Adding and deleting entire files doesn’t significantly affect the space used, since it’s only a metadata operation.

The TFS deltafication (diff) algorithm makes heavy use of compression, so compressibility of the data makes a big difference.  This is the same algorithm used for Windows Update, so Win32 EXEs and DLLs compress quite well with this algorithm.

When storing a full version of a file, TFS will attempt to GZip it if it is less than 2GB. If the file is larger than 2GB, or if the compressed version doesn’t make an improvement, then TFS stores the file uncompressed.

Shelvesets also use the same mechanism for storing their content.  However, with shelvesets, no deltafication happens. Each shelveset gets a new copy of its file(s). (except in the case of a merge).  When a shelveset is checked-in, a shallow copy occurs and the committed version of a file uses the same content as the shelveset copy of the file referenced.  Deltafication will be started on the previous version of the file(s).

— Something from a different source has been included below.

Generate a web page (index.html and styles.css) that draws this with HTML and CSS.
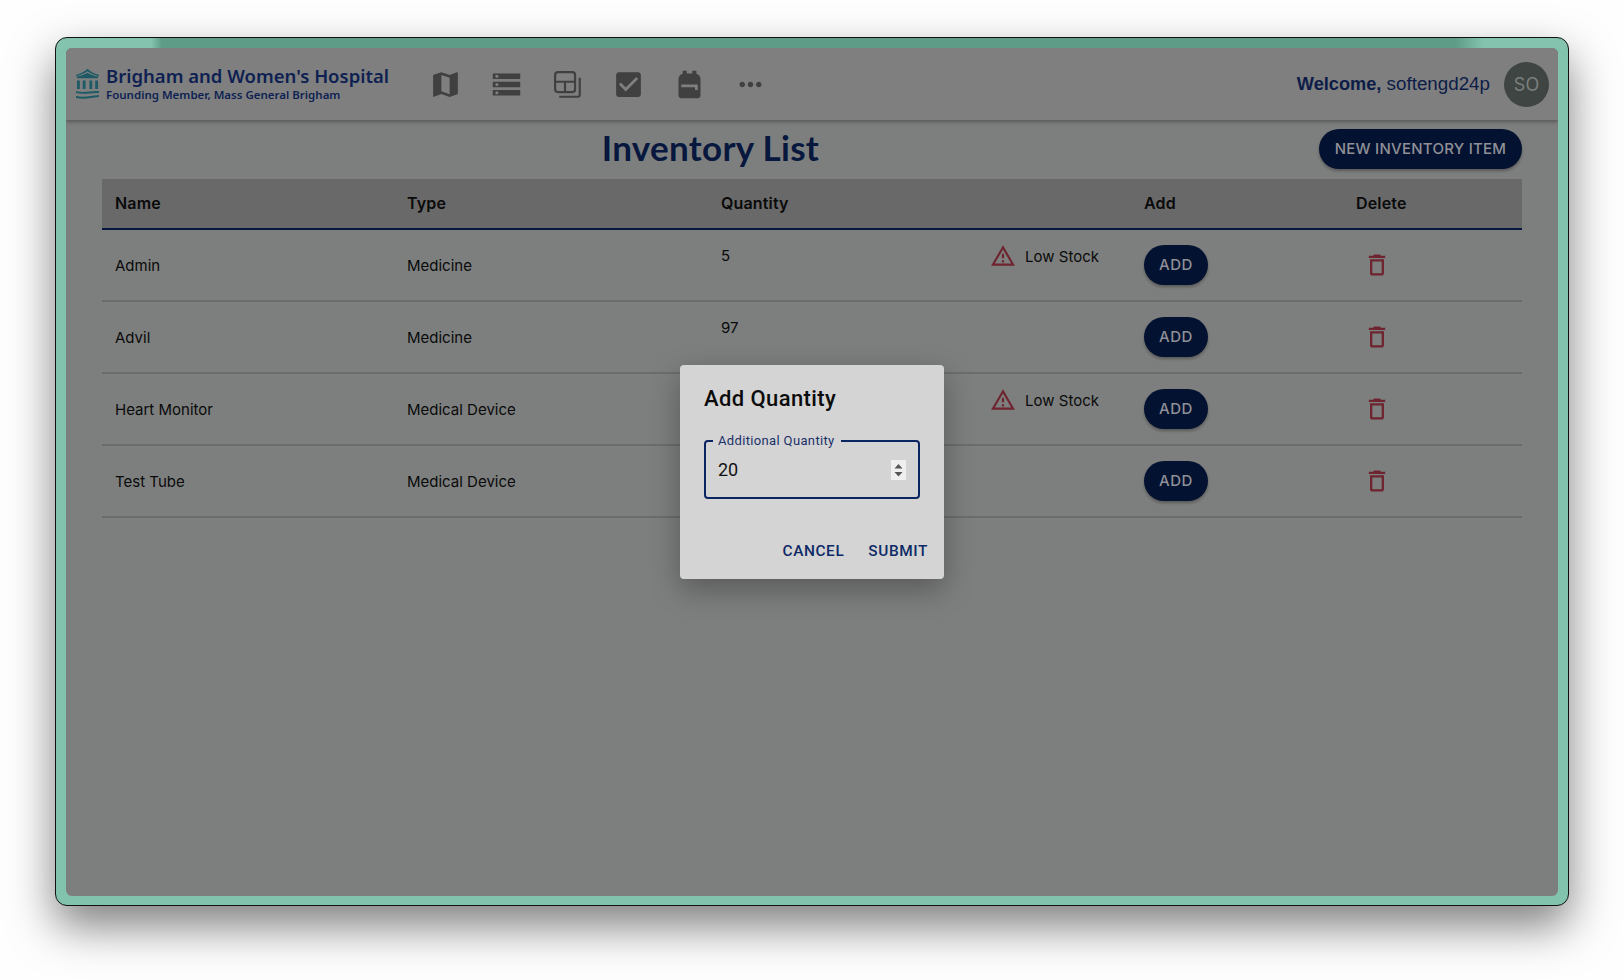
FILE: index.html
```html
<!DOCTYPE html>
<html lang="en">
<head>
    <meta charset="UTF-8">
    <meta name="viewport" content="width=device-width, initial-scale=1.0">
    <title>Inventory List</title>
    <link rel="stylesheet" href="styles.css">
</head>
<body>
    <div class="frame">
        <div class="app">
            <header class="navbar">
                <div class="brand">
                    <svg class="brand-icon" viewBox="0 0 24 32" width="23" height="32">
                        <path d="M0 6.500C5 5 9 3 12 0c3 3 7 5 12 6.500V8C19 6.700 15 5 12 2.800 9 5 5 6.700 0 8z"/>
                        <path d="M1 8.200C5 7.500 9 6 12 4.200 15 6 19 7.500 23 8.200V10H1z"/>
                        <path d="M1 12.300h3v9H1zM7 12.300h3v9H7zM14 12.300h3v9h-3zM20 12.300h3v9h-3z"/>
                        <path d="M0 23.500c8 2 16-.5 24 0v2c-8-.5-16 2-24 0zM0 28.500c8 2 16-.5 24-1v2c-8 .5-16 3-24 1z"/>
                    </svg>
                    <div class="brand-text">
                        <div class="brand-name">Brigham and Women's Hospital</div>
                        <div class="brand-sub">Founding Member, Mass General Brigham</div>
                    </div>
                </div>
                <nav class="nav-icons">
                    <svg viewBox="0 0 24 24"><path d="M20.500 3l-.16.03L15 5.100 9 3 3.360 4.900c-.21.07-.36.25-.36.48V20.500c0 .28.22.5.5.5l.16-.03L9 18.900l6 2.100 5.640-1.900c.21-.07.36-.25.36-.48V3.500c0-.28-.22-.5-.5-.5zM15 19l-6-2.110V5l6 2.110V19z"/></svg>
                    <svg viewBox="0 0 24 24"><path d="M2 20h20v-4H2v4zm2-3h2v2H4v-2zM2 4v4h20V4H2zm4 3H4V5h2v2zm-4 7h20v-4H2v4zm2-3h2v2H4v-2z"/></svg>
                    <svg class="icon-line" viewBox="0 0 24 24"><rect x="3" y="3" width="14.500" height="14.500" rx="2"/><path d="M3 10h14.500M10.200 10v7.500M20.900 7v12.900a1 1 0 0 1-1 1H6"/></svg>
                    <svg viewBox="0 0 24 24"><path d="M19 3H5c-1.110 0-2 .9-2 2v14c0 1.100.89 2 2 2h14c1.110 0 2-.9 2-2V5c0-1.100-.89-2-2-2zm-9 14-5-5 1.410-1.410L10 14.170l7.590-7.590L19 8l-9 9z"/></svg>
                    <svg viewBox="0 0 24 24"><path d="M20 8v12c0 1.100-.9 2-2 2H6c-1.100 0-2-.9-2-2V8c0-1.860 1.280-3.410 3-3.860V2h3v2h4V2h3v2.140c1.720.45 3 2 3 3.860zM6 12v2h10v2h2v-4H6z"/></svg>
                    <svg viewBox="0 0 24 24"><path d="M6 10c-1.100 0-2 .9-2 2s.9 2 2 2 2-.9 2-2-.9-2-2-2zm12 0c-1.100 0-2 .9-2 2s.9 2 2 2 2-.9 2-2-.9-2-2-2zm-6 0c-1.100 0-2 .9-2 2s.9 2 2 2 2-.9 2-2-.9-2-2-2z"/></svg>
                </nav>
                <div class="user">
                    <span class="welcome"><b>Welcome,</b> softengd24p</span>
                    <div class="avatar">SO</div>
                </div>
            </header>

            <main class="content">
                <div class="title-row">
                    <h1 class="title">Inventory List</h1>
                    <button class="btn-dark btn-new">NEW INVENTORY ITEM</button>
                </div>
                <table class="inventory">
                    <thead>
                        <tr>
                            <th class="col-name">Name</th>
                            <th class="col-type">Type</th>
                            <th class="col-qty">Quantity</th>
                            <th class="col-add">Add</th>
                            <th class="col-del">Delete</th>
                        </tr>
                    </thead>
                    <tbody>
                        <tr>
                            <td>Admin</td>
                            <td>Medicine</td>
                            <td>
                                <div class="qty-cell">
                                    <span class="qty-value">5</span>
                                    <span class="low-stock">
                                        <svg viewBox="0 0 24 24"><path d="M12 5.990 19.530 19H4.470L12 5.990M12 2 1 21h22L12 2zm1 14h-2v2h2v-2zm0-6h-2v4h2v-4z"/></svg>
                                        Low Stock
                                    </span>
                                </div>
                            </td>
                            <td><button class="btn-dark btn-add">ADD</button></td>
                            <td><svg class="trash" viewBox="0 0 24 24"><path d="M6 19c0 1.100.9 2 2 2h8c1.100 0 2-.9 2-2V7H6v12zM8 9h8v10H8V9zm7.500-5l-1-1h-5l-1 1H5v2h14V4h-3.500z"/></svg></td>
                        </tr>
                        <tr>
                            <td>Advil</td>
                            <td>Medicine</td>
                            <td>
                                <div class="qty-cell"><span class="qty-value">97</span></div>
                            </td>
                            <td><button class="btn-dark btn-add">ADD</button></td>
                            <td><svg class="trash" viewBox="0 0 24 24"><path d="M6 19c0 1.100.9 2 2 2h8c1.100 0 2-.9 2-2V7H6v12zM8 9h8v10H8V9zm7.500-5l-1-1h-5l-1 1H5v2h14V4h-3.500z"/></svg></td>
                        </tr>
                        <tr>
                            <td>Heart Monitor</td>
                            <td>Medical Device</td>
                            <td>
                                <div class="qty-cell">
                                    <span class="qty-value"></span>
                                    <span class="low-stock">
                                        <svg viewBox="0 0 24 24"><path d="M12 5.990 19.530 19H4.470L12 5.990M12 2 1 21h22L12 2zm1 14h-2v2h2v-2zm0-6h-2v4h2v-4z"/></svg>
                                        Low Stock
                                    </span>
                                </div>
                            </td>
                            <td><button class="btn-dark btn-add">ADD</button></td>
                            <td><svg class="trash" viewBox="0 0 24 24"><path d="M6 19c0 1.100.9 2 2 2h8c1.100 0 2-.9 2-2V7H6v12zM8 9h8v10H8V9zm7.500-5l-1-1h-5l-1 1H5v2h14V4h-3.500z"/></svg></td>
                        </tr>
                        <tr>
                            <td>Test Tube</td>
                            <td>Medical Device</td>
                            <td></td>
                            <td><button class="btn-dark btn-add">ADD</button></td>
                            <td><svg class="trash" viewBox="0 0 24 24"><path d="M6 19c0 1.100.9 2 2 2h8c1.100 0 2-.9 2-2V7H6v12zM8 9h8v10H8V9zm7.500-5l-1-1h-5l-1 1H5v2h14V4h-3.500z"/></svg></td>
                        </tr>
                    </tbody>
                </table>
            </main>

            <div class="overlay">
                <div class="dialog">
                    <h2 class="dialog-title">Add Quantity</h2>
                    <fieldset class="field">
                        <legend>Additional Quantity</legend>
                        <input class="field-input" type="text" value="20">
                        <span class="spinner">
                            <svg viewBox="0 0 15 20" width="15" height="20"><path d="M7.500 4 11.500 8.500h-8zM3.500 12h8l-4 4.500z"/></svg>
                        </span>
                    </fieldset>
                    <div class="dialog-actions">
                        <button class="btn-text">CANCEL</button>
                        <button class="btn-text">SUBMIT</button>
                    </div>
                </div>
            </div>
        </div>
    </div>
</body>
</html>
```

FILE: styles.css
```css
* {
    margin: 0;
    padding: 0;
    box-sizing: border-box;
}

body {
    width: 1624px;
    height: 980px;
    padding: 37px 55px;
    background-color: #fefefe;
    font-family: "Inter", "Liberation Sans", sans-serif;
    overflow: hidden;
}

.frame {
    width: 1514px;
    height: 869px;
    padding: 10px 10px 9px;
    background:
        linear-gradient(to right, #84c4ae 6.3%, #5f9c87 7%, #5f9c87 92.600%, #84c4ae 94.400%) top / 100% 10px no-repeat,
        #82c3ad;
    border: 1px solid #111;
    border-radius: 12px;
    box-shadow: 0 20px 45px rgba(0, 0, 0, 0.5);
}

.app {
    position: relative;
    height: 100%;
    background-color: #7d7f7e;
    border-radius: 6px;
    overflow: hidden;
}

/* navbar */
.navbar {
    display: flex;
    align-items: center;
    height: 72px;
    padding: 0 9px 0 10px;
    background-color: #7f7f7f;
    box-shadow: 0 2px 4px rgba(0, 0, 0, 0.3);
}

.brand {
    display: flex;
    align-items: center;
    gap: 7px;
    width: 353px;
}

.brand-icon {
    flex: none;
    fill: #1d5a66;
}

.brand-text {
    color: #0e1f52;
    font-family: "Noto Sans", sans-serif;
    white-space: nowrap;
}

.brand-name {
    padding-bottom: 1px;
    font-size: 18.500px;
    font-weight: 600;
    line-height: 20px;
}

.brand-sub {
    font-size: 11.500px;
    font-weight: 600;
    line-height: 15px;
}

.nav-icons {
    display: flex;
    gap: 28px;
}

.nav-icons svg {
    width: 33px;
    height: 33px;
    fill: #404040;
}

.nav-icons .icon-line {
    fill: none;
    stroke: #404040;
    stroke-width: 1.600;
}

.user {
    display: flex;
    align-items: center;
    gap: 14px;
    margin-left: auto;
}

.welcome {
    color: #0d1c47;
    font-family: "Liberation Sans", sans-serif;
    font-size: 18.800px;
}

.welcome b {
    font-size: 18.200px;
}

.avatar {
    display: flex;
    align-items: center;
    justify-content: center;
    width: 45px;
    height: 45px;
    color: #7b7f7e;
    background-color: #3f4543;
    border-radius: 50%;
    font-size: 18px;
}

/* page */
.content {
    padding: 9px 36px 0;
}

.title-row {
    display: flex;
    align-items: center;
    height: 40px;
    margin-bottom: 10px;
}

.title {
    flex: 1;
    padding-bottom: 4px;
    color: #07173d;
    font-family: "Lato", sans-serif;
    font-size: 35px;
    font-weight: 700;
    letter-spacing: 0.3px;
    text-align: center;
}

.btn-dark {
    padding-bottom: 2px;
    color: #8f9097;
    background-color: #041231;
    border: none;
    border-radius: 20px;
    box-shadow: 0 2px 3px rgba(0, 0, 0, 0.3);
    font-family: "Inter", sans-serif;
    font-size: 15px;
    font-weight: 500;
    letter-spacing: 0.25px;
}

.btn-new {
    width: 203px;
    height: 40px;
}

.btn-add {
    display: block;
    width: 64px;
    height: 40px;
    letter-spacing: 0.6px;
}

/* table */
.inventory {
    width: 100%;
    border-collapse: collapse;
    table-layout: fixed;
    color: #0a0a0a;
    font-size: 15px;
}

.inventory th {
    height: 50px;
    padding-left: 13px;
    padding-bottom: 2px;
    background-color: #696969;
    border-bottom: 2px solid #07173d;
    font-size: 16px;
    font-weight: 600;
    letter-spacing: 0.15px;
    text-align: left;
}

.inventory td {
    height: 72px;
    padding-left: 13px;
    border-bottom: 2px solid #6b6c6b;
}

.col-name { width: 292px; }
.col-type { width: 314px; }
.col-qty { width: 423px; }
.col-add { width: 212px; }
.col-del { width: 179px; }

.inventory td:last-child {
    padding-left: 0;
}

.qty-cell {
    display: flex;
    align-items: center;
    justify-content: space-between;
    height: 26px;
    margin-bottom: 18px;
    padding-right: 32px;
}

.qty-value {
    padding-bottom: 2px;
}

.low-stock {
    display: flex;
    align-items: center;
    gap: 9px;
}

.low-stock svg {
    width: 26px;
    height: 26px;
    fill: #6e2530;
}

.trash {
    display: block;
    width: 28px;
    height: 28px;
    margin-left: 20px;
    fill: #6e2530;
}

/* dialog */
.overlay {
    position: absolute;
    inset: 0;
    display: flex;
    align-items: center;
    justify-content: center;
}

.dialog {
    width: 264px;
    height: 214px;
    padding: 20px 16px 0 24px;
    background-color: #d4d4d4;
    border-radius: 4px;
    box-shadow: 0 10px 30px rgba(0, 0, 0, 0.3);
    font-family: "Roboto", sans-serif;
}

.dialog-title {
    color: #0c0c0c;
    font-size: 22px;
    font-weight: 500;
    letter-spacing: 0.4px;
    line-height: 28px;
}

.field {
    display: flex;
    align-items: center;
    width: 216px;
    height: 66px;
    margin-top: 20px;
    padding: 0 12px 6px;
    border: 2px solid #0b2561;
    border-radius: 4px;
}

.field legend {
    margin-left: -5px;
    padding: 0 6px 0 5px;
    color: #1b3068;
    font-size: 13px;
    letter-spacing: 0.35px;
}

.field-input {
    flex: 1;
    width: 100px;
    color: #111;
    background: none;
    border: none;
    font-family: "Roboto", sans-serif;
    font-size: 18px;
}

.spinner {
    display: block;
    width: 15px;
    height: 20px;
    background-color: #efefef;
}

.spinner svg {
    display: block;
    fill: #555;
}

.dialog-actions {
    display: flex;
    justify-content: flex-end;
    gap: 24px;
    margin-top: 43px;
}

.btn-text {
    color: #0e2a66;
    background: none;
    border: none;
    font-family: "Roboto", sans-serif;
    font-size: 15.400px;
    font-weight: 500;
    letter-spacing: 0.6px;
}
```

This deltafication mechanism applies to the database storage layer.  Both the Application Tier (AT) and proxy (cache) servers cache files that go between the clients and the database.  This cache saves full versions only, no deltas.  If a previous version of a file becomes popular (frequently retrieved from the server), each request will not have to pay the cost of reconstituting it from deltas.  Once the cache is populated with a full copy of a specific version of file, it can be retrieved as quickly as the current version is.

The diff algorithm itself is based on a compression algorithm.  So, you can think of the deltas as compressed.

Note: The #1 space complaint the TFS team gets for TFS 2010 is not related to version control files at all, but rather is related to the size of test result attachments.  Test result attachments are best cleaned up using the Attachment Cleaner Power Tool.